Here is a description of the books.
‘Don’t Let Cameron Privatise the NHS, David Sivier, A5, 10pp.
This is a brief critique of successive government’s gradual privatisation of the NHS, beginning with Margaret Thatcher. Tony Blair’s New Labour were determined to turn as much healthcare as possible over to private companies, on the advice of the consultants McKinsey and the American insurance companies. The Conservatives under David Cameron have continued and extended Blair’s privatisation, so that there is a real danger that the NHS, and the free, universal service it has provided for sixty-five years, will be destroyed. If the NHS is to be saved, we must act soon.’
Privatisation: Killing the NHS, by David Sivier, A5, 34 pp.

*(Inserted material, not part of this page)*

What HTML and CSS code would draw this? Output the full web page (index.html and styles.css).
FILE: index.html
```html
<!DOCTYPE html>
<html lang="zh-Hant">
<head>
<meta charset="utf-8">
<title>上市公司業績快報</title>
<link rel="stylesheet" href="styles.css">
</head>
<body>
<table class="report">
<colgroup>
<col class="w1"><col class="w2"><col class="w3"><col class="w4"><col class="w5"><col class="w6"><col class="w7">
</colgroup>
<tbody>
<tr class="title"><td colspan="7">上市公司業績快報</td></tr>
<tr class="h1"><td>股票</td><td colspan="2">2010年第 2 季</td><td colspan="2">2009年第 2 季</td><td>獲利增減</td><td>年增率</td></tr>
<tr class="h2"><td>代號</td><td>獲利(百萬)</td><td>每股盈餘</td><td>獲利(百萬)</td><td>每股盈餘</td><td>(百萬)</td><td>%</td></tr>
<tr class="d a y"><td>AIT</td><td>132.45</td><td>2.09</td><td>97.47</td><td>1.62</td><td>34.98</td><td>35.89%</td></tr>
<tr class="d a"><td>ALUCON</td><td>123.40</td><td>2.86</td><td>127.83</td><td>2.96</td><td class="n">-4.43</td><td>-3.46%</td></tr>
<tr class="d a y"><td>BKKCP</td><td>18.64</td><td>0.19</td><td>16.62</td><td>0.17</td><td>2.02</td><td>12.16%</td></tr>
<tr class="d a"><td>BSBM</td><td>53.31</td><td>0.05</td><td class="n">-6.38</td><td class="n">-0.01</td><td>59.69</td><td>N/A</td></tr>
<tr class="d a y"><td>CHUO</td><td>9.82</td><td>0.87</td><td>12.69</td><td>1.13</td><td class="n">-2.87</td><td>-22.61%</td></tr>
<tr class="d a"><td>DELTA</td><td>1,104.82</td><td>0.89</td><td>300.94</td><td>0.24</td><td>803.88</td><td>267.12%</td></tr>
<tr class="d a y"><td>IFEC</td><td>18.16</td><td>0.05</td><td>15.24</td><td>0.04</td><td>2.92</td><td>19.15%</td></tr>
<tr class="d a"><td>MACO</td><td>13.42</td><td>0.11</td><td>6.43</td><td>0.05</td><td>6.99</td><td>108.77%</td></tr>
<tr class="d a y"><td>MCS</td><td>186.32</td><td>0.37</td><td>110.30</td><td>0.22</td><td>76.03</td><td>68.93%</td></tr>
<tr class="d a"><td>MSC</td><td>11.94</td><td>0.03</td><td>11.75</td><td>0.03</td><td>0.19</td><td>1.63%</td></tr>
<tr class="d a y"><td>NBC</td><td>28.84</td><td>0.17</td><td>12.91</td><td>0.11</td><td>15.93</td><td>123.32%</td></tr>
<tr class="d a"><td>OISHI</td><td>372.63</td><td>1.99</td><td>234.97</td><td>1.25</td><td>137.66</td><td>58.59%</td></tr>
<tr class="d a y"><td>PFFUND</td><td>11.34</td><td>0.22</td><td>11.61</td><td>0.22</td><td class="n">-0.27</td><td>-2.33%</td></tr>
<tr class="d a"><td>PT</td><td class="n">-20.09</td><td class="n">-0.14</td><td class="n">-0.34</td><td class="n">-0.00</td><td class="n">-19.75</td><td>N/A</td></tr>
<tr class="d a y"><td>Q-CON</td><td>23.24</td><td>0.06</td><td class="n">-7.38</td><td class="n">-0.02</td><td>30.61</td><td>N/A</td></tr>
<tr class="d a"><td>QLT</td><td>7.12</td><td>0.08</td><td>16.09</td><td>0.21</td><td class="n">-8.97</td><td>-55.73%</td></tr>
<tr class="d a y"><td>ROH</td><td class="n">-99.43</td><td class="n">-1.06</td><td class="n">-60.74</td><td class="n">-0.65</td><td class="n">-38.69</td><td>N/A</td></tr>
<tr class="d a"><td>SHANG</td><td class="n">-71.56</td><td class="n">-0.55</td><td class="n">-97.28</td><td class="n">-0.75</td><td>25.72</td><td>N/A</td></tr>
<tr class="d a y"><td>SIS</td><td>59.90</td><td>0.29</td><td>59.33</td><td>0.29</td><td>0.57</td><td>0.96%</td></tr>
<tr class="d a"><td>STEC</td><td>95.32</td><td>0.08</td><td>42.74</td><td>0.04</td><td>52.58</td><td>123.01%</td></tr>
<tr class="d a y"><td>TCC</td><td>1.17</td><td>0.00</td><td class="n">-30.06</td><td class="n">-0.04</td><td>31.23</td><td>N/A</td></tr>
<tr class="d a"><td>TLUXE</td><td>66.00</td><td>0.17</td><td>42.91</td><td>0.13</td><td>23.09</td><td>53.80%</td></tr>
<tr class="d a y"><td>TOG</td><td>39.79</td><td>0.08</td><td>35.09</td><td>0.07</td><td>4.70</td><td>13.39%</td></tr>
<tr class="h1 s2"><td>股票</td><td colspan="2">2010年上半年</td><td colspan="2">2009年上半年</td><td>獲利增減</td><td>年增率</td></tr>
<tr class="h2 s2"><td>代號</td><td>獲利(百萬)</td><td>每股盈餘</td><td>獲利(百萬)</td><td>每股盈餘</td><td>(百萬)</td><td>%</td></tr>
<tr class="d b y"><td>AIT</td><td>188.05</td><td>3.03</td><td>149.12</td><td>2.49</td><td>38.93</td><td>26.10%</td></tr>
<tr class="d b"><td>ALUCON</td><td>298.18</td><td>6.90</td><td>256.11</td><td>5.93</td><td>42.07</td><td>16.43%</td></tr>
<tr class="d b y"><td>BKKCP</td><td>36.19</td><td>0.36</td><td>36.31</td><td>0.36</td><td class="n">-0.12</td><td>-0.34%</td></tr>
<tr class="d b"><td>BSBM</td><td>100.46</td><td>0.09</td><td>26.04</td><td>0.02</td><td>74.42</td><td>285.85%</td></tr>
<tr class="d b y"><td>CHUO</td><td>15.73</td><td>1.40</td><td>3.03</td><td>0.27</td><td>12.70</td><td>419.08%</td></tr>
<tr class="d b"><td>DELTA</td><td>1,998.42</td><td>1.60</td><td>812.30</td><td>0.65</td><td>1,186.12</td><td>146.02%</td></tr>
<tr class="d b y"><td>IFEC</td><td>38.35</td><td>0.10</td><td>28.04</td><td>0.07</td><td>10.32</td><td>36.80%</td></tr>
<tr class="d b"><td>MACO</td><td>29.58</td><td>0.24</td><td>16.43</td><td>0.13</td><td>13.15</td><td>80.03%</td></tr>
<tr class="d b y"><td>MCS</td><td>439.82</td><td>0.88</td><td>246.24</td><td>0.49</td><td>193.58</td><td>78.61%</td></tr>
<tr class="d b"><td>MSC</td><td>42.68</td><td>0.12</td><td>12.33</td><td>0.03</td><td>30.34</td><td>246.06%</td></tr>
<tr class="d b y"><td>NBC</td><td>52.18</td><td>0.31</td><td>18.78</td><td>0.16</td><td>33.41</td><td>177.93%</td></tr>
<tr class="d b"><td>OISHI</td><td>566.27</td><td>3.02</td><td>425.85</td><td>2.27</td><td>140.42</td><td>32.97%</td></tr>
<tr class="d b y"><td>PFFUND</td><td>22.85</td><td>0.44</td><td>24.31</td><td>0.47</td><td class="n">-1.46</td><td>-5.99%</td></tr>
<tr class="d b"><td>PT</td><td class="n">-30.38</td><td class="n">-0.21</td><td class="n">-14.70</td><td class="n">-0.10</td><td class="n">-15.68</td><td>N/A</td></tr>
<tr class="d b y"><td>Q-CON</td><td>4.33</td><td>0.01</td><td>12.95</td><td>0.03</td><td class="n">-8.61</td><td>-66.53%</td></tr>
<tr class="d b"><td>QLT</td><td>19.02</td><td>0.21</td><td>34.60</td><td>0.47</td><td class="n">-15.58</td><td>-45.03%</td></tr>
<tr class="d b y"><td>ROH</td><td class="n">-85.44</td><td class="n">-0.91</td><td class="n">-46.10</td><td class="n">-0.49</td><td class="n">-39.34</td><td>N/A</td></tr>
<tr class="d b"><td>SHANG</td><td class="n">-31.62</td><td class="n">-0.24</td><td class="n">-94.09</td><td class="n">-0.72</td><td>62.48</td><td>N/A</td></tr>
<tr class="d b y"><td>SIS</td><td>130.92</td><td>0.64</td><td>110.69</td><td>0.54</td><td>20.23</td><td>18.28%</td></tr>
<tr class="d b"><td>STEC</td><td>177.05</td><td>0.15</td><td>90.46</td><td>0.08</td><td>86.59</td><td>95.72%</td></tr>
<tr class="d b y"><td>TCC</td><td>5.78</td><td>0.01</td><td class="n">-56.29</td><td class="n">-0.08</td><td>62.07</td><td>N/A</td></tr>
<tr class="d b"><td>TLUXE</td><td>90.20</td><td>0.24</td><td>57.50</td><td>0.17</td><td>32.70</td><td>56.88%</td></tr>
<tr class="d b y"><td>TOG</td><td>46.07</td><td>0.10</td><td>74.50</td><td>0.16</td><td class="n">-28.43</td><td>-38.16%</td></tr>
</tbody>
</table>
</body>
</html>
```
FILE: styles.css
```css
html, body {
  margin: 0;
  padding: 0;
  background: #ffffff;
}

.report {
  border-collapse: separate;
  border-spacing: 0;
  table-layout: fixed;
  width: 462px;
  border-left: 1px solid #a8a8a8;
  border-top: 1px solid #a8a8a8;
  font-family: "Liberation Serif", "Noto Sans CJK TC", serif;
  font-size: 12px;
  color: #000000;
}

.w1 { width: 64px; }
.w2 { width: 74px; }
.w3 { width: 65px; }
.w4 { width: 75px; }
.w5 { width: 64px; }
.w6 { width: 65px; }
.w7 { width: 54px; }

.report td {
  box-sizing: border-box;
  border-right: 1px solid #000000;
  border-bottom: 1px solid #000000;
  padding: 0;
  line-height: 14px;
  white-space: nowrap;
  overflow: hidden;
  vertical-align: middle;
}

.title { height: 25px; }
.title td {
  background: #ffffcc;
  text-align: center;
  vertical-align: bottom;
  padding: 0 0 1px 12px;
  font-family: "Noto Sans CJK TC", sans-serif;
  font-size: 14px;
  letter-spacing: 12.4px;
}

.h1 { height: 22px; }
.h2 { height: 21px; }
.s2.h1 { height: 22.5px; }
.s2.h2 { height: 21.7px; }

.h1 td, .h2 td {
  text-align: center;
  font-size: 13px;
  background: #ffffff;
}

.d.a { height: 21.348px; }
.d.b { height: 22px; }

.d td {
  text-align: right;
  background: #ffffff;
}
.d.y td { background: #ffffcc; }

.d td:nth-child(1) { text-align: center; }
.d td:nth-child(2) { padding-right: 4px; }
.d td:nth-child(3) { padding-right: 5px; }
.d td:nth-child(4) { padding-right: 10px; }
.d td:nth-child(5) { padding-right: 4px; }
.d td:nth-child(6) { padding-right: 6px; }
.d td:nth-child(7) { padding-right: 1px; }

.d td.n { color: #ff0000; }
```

This is a longer pamphlet against the privatisation of the NHS. It traces the gradual privatisation of the Health Service back to Margaret Thatcher in the 1980s, John Major’s Private Finance Initiative in the 1990s, the Blair and Brown ‘New Labour’ governments, and finally David Cameron and the Conservatives. There is a real, imminent danger that the NHS will be broken up and privatised, as envisioned by Andrew Lansley’s, the author of the Tories’ Health and Social Care Act of 2012. This would return us to the conditions of poor and expensive healthcare that existed before the foundation of the NHS by the Clement Atlee’s Labour government in 1948. Already the Tories have passed legislation permitting ‘healthcare providers’ – which include private companies – to charge for NHS services.
The book is fully referenced, with a list of books for further reading, and organisations campaigning to preserve the NHS and its mission to provide universal, free healthcare.’
Yours with best wishes,
David Sivier’
I haven’t received a reply so far. I’ll let you all know if I get one.